By default, the writer adds quotes around strings only when necessary. Sometimes for extra added compatibility, I like to make sure they are added around every item and that can be done by passing a quoting keyword argument:

import csv

data = [
  ['name', 'favorite book'],
  ['Juhis', 'Hitchhiker\'s Guide to the Galaxy'],
  ['Kado', 'Alice in Wonderland'],
  ['Ellie', 'Moby Dick']
]

with open('favorites.csv', 'w') as csvfile:
  writer = csv.writer(csvfile, quoting=csv.QUOTE_ALL)
  writer.writerows(data)

results in

"name","favorite book"
"Juhis","Hitchhiker's Guide to the Galaxy"
"Kado","Alice in Wonderland"
"Ellie","Moby Dick"

DictWriter

To write dictionaries into csv format, you can use DictWriter.

To initialise the writer, you need to pass in a list of fieldnames that matches the keys in the dictionaries passed to writerows. A ValueError is raised when a key that is not present in fieldnames is encountered.

import csv

data = [
    {"name": "Juhis", "favorite book": "Hitchhiker's Guide to the Galaxy"},
    {"name": "Kado", "favorite book": "Alice in Wonderland"},
    {"name": "Ellie", "favorite book": "Moby Dick"},
]

with open("favorites.csv", "w") as csvfile:
    fieldnames = ["name", "favorite book"]
    writer = csv.DictWriter(csvfile, fieldnames, quoting=csv.QUOTE_ALL)
    writer.writeheader()
    writer.writerows(data)

Bonus tool, csvpy

While this series is mainly about the standard library of Python, I want to highlight a really cool tool from the csvkit. Csvkit is a command-line toolkit that provides tools for many csv related tasks.

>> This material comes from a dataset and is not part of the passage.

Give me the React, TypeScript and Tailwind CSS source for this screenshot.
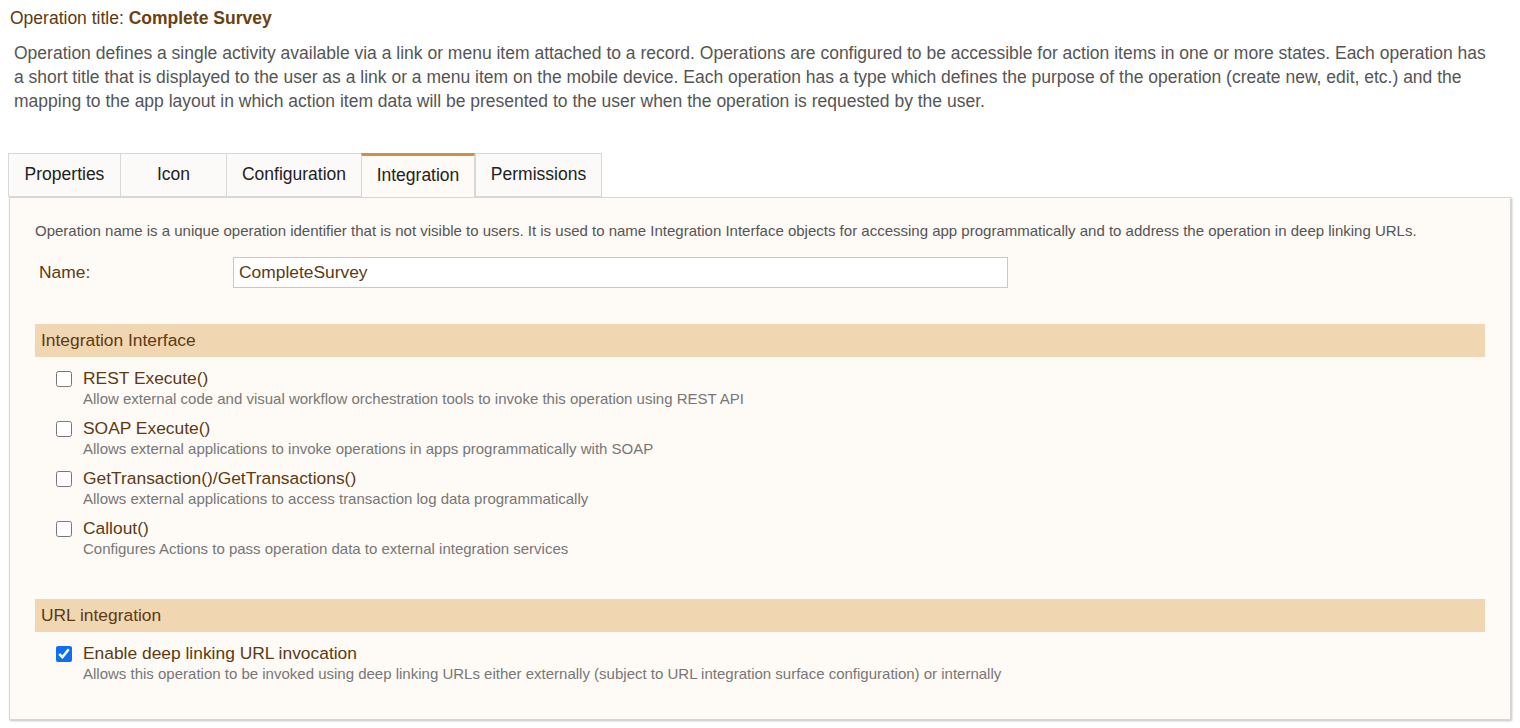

The one relevant here is csvpy which loads a CSV file passed to it into a csv reader and opens a Python REPL for you:

➜ csvpy libraries.csv
Welcome! "libraries.csv" has been loaded in an agate.csv.reader object named "reader".
>>> next(reader)
['Year', 'Main libraries (no.)', 'Branch libraries (no.)', 'Institutional libraries (no.)', 'Libraries total (no.)', 'Mobile libraries (no.)', 'Stops for mobile libraries (no.)', 'Library boats (no.)', 'Stops for library boats (no.)', 'Collections: books, (no. in thousands)', 'Collections: other library media (no. in thousands)', 'Collections total (no. in thousands)', 'Acquisitions: books (no. in thousands)', 'Acquisitions: other library media (no. in thousands)', 'Acquisitions total (no. in thousands)', 'Operating expenditure total (1 000 EUR)', 'Expenditure on staff (1 000 EUR)', 'Expenditure on library materials (1 000 e)', 'Other expenditure (1 000 EUR)', 'Expenditure / inhabitant (EUR/inhabitant)', 'Staff total (person years)', 'Person years hired by the library (person years)', 'Other person years (person years)', 'Library visits (no. in thousands)', 'Library visits / inhabitant (no. / inhabitant)', 'Web visits (no. in thousands)', 'Borrowers (no. in thousands)', 'Borrowers / inhabitant, %', 'Loans total (no. in thousands)', 'Kbook loans (no. in thousands)', 'Loans of other medias (no. in thousands)', 'Recieved inter-library loans (no. in thousands)', 'Given inter-library loans (no. in thousands)', 'Loans total / inhabitant (no. /inhabitant)']

If you want to load the data into a DictReader, you can pass an additional --dict flag to it:

➜ csvpy --dict favorites.csv
Welcome! "favorites.csv" has been loaded in an agate.csv.DictReader object named "reader".
>>> next(reader)
{'name': 'Juhis', 'favorite book': "Hitchhiker's Guide to the Galaxy"}

I find this tool so handy when I’m reading and managing data on the command line.

Under the hood, it uses agate’s CSV reader.